C4DT Editors

Revision as of 11:01, 19 April 2010 by Mortimer (talk | contribs)

Introduction

As of now, you should have created an OpenClonk project and be sitting in front of something that is quite comparable to the original Clonk Editor. On the left side you have the Project Explorer (or on the right side or wherever you like, since all views can be freely arranged in Eclipse). You can use it to navigate packets as you'd do when using the editor.

Unlike the editor though, files are generally openend not it an external program but in a tab in the Eclipse window. You can still set programs to handle specific files by either using the Open With command in the context menu of the Project Explorer or by setting a program in the preferences. The first method works on a file-by-file basis so you could tell Eclipse to open a specific graphics file with Photoshop while opening others with Paint. The second method (Preferences -> General -> Editors -> File Associations) sets a file association for all files of that type.

Eclipse provides different internal editors for different file types. For Clonk-specific files, C4DT adds some more to the list. Among those are a

  • C4Script Editor
  • Landscape.txt Editor
  • Ini Files Editor (DefCore.txt, ActMap.txt etc)
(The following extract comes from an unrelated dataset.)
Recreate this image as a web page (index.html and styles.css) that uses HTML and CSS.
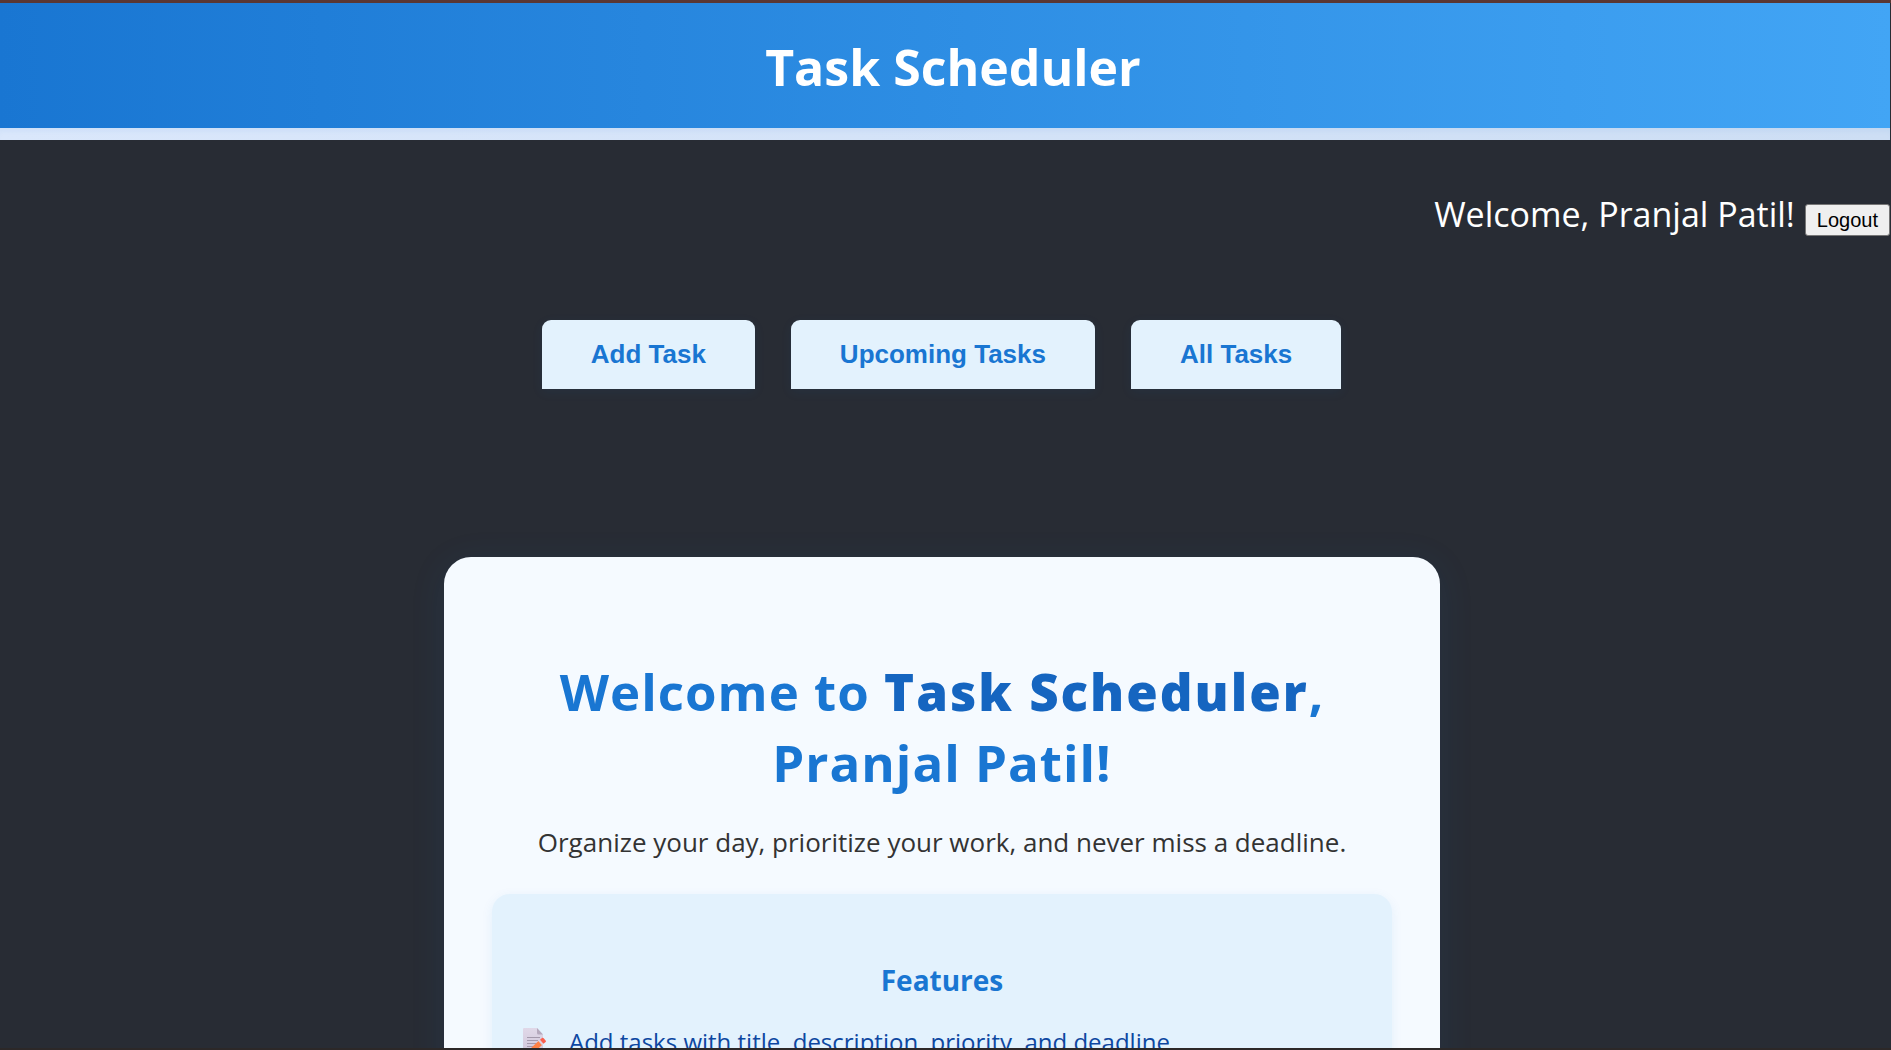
FILE: index.html
```html
<!DOCTYPE html>
<html lang="en">
<head>
<meta charset="utf-8">
<title>Task Scheduler</title>
<link rel="stylesheet" href="styles.css">
</head>
<body>
<div class="app">
  <header class="header">
    <h1 class="header-title">Task Scheduler</h1>
  </header>
  <div class="header-edge"></div>
  <div class="user-bar">
    <span>Welcome, Pranjal Patil!</span>
    <button class="logout" type="button">Logout</button>
  </div>
  <nav class="tabs">
    <button class="tab" type="button">Add Task</button>
    <button class="tab" type="button">Upcoming Tasks</button>
    <button class="tab" type="button">All Tasks</button>
  </nav>
  <main class="main">
    <section class="card">
      <h2 class="card-title">Welcome to <span class="brand">Task Scheduler</span>, Pranjal Patil!</h2>
      <p class="lead">Organize your day, prioritize your work, and never miss a deadline.</p>
      <div class="features">
        <h3 class="features-title">Features</h3>
        <ul class="feature-list">
          <li class="feature">
            <svg class="feature-icon" viewBox="0 0 24 28" aria-hidden="true">
              <defs>
                <linearGradient id="paper" x1="0" y1="0" x2="0" y2="1">
                  <stop offset="0" stop-color="#e0d8e8"/>
                  <stop offset="1" stop-color="#cfc5d8"/>
                </linearGradient>
              </defs>
              <path fill="url(#paper)" d="M0 1Q0 0 1 0H14L20 6.500V26.500Q20 28 18.500 28H1.500Q0 28 0 26.500Z"/>
              <path fill="#b5a9bd" d="M14 0L20 6.500H15.500Q14 6.500 14 5Z"/>
              <path stroke="#a499ac" stroke-width="1" d="M4 9.500H17M4 12.500H15M4 15.500H13M4 18.500H11M4 21.500H9"/>
              <path fill="#ff8145" d="M15.500 13L19 17L10.500 25L5.500 26.500L7 21Z"/>
              <path fill="#ded2e0" d="M15.500 13L17 11.800L20.500 15.700L19 17Z"/>
              <path fill="#f9604f" d="M17 11.800L19.300 9.800Q20 9.500 20.700 10.200L22.800 12.700Q23.300 13.500 22.600 14L20.500 15.700Z"/>
            </svg>
            <span>Add tasks with title, description, priority, and deadline</span>
          </li>
        </ul>
      </div>
    </section>
  </main>
</div>
</body>
</html>
```
FILE: styles.css
```css
* {
  box-sizing: border-box;
}

body {
  margin: 0;
  background: #282c34;
  font-family: "Open Sans", "Noto Sans", sans-serif;
  color: #ffffff;
}

h1, h2, h3, p, ul {
  margin: 0;
  padding: 0;
}

.app {
  height: 100vh;
  overflow: hidden;
  border-top: 3px solid #5a3733;
  border-bottom: 2px solid #2c2828;
}

.header {
  margin-right: 1px;
  padding: 30px 0 27px 16px;
  background: linear-gradient(90deg, #1976d2, #42a5f5);
  text-align: center;
}

.header-title {
  font-size: 50px;
  line-height: 68px;
}

.header-edge {
  height: 12px;
  margin-right: 1px;
  background: linear-gradient(90deg, #dae7fb, #cddef4);
  box-shadow: inset 0 6px 6px -4px rgba(25, 118, 210, 0.08);
}

.user-bar {
  display: flex;
  justify-content: flex-end;
  align-items: baseline;
  gap: 10px;
  padding: 49px 1px 0 0;
  font-size: 34px;
  line-height: 50px;
}

.logout {
  padding: 4px 11px;
  border: 1px solid #767676;
  border-radius: 3px;
  background: #efefef;
  color: #000000;
  font-family: "Liberation Sans", Arial, sans-serif;
  font-size: 20px;
  line-height: 22px;
}

.tabs {
  display: flex;
  justify-content: center;
  gap: 36px;
  padding: 81px 8px 0 0;
}

.tab {
  padding: 19px 49px 20px;
  border: 0;
  border-radius: 9px 9px 0 0;
  background: #e3f2fd;
  box-shadow: 0 3px 12px rgba(25, 118, 210, 0.08);
  color: #1976d2;
  font-family: "Liberation Sans", Arial, sans-serif;
  font-size: 26px;
  font-weight: 700;
  line-height: 30px;
}

.main {
  padding: 168px 7px 60px 0;
}

.card {
  max-width: 996px;
  margin: 0 auto;
  padding: 99px 48px 60px;
  border-radius: 27px;
  background: #f5faff;
  box-shadow: 0 6px 36px rgba(25, 118, 210, 0.1);
  text-align: center;
}

.card-title {
  color: #1976d2;
  font-size: 51px;
  line-height: 71px;
  letter-spacing: 1px;
}

.brand {
  color: #1565c0;
  font-weight: 800;
  letter-spacing: 2px;
}

.lead {
  margin-top: 24px;
  color: #333333;
  font-size: 26px;
  line-height: 40px;
}

.features {
  margin-top: 32px;
  padding: 64px 31px 40px;
  border-radius: 18px;
  background: #e3f2fd;
  box-shadow: 0 3px 12px rgba(25, 118, 210, 0.08);
}

.features-title {
  color: #1976d2;
  font-size: 28px;
  line-height: 44px;
}

.feature-list {
  margin-top: 20px;
  list-style: none;
  text-align: left;
}

.feature {
  display: flex;
  align-items: center;
  gap: 22px;
  color: #0d47a1;
  font-size: 24px;
  line-height: 40px;
}

.feature-icon {
  width: 24px;
  height: 28px;
}
```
All editors provided by C4DT offer suitable syntax highlighting. Apart from that they include special support for the types of files they were intended for:

  • The C4Script Editor is supposed to help you write scripts more quickly by displaying errors and warnings contained in the script as soon as you save them and offering you a list of identifiers you can insert in specific places. It also tries to make writing properly formatted scripts easier by automatically inserting closing brackets and indenting. In addition to that it also strives to make navigation among and in scripts easier by hyperlinking between them and providing an outline of the script.
  • The Landscape.txt Editor is tailored for editing - surprise! - Landscape.txt files. Sadly, it doesn't offer a live preview on how the generated map would like so it's probably a good idea to use Mape instead. There are plans to include similar functionality directly in Eclipse though.
  • The Ini Files Editor also includes support for hyperlinks.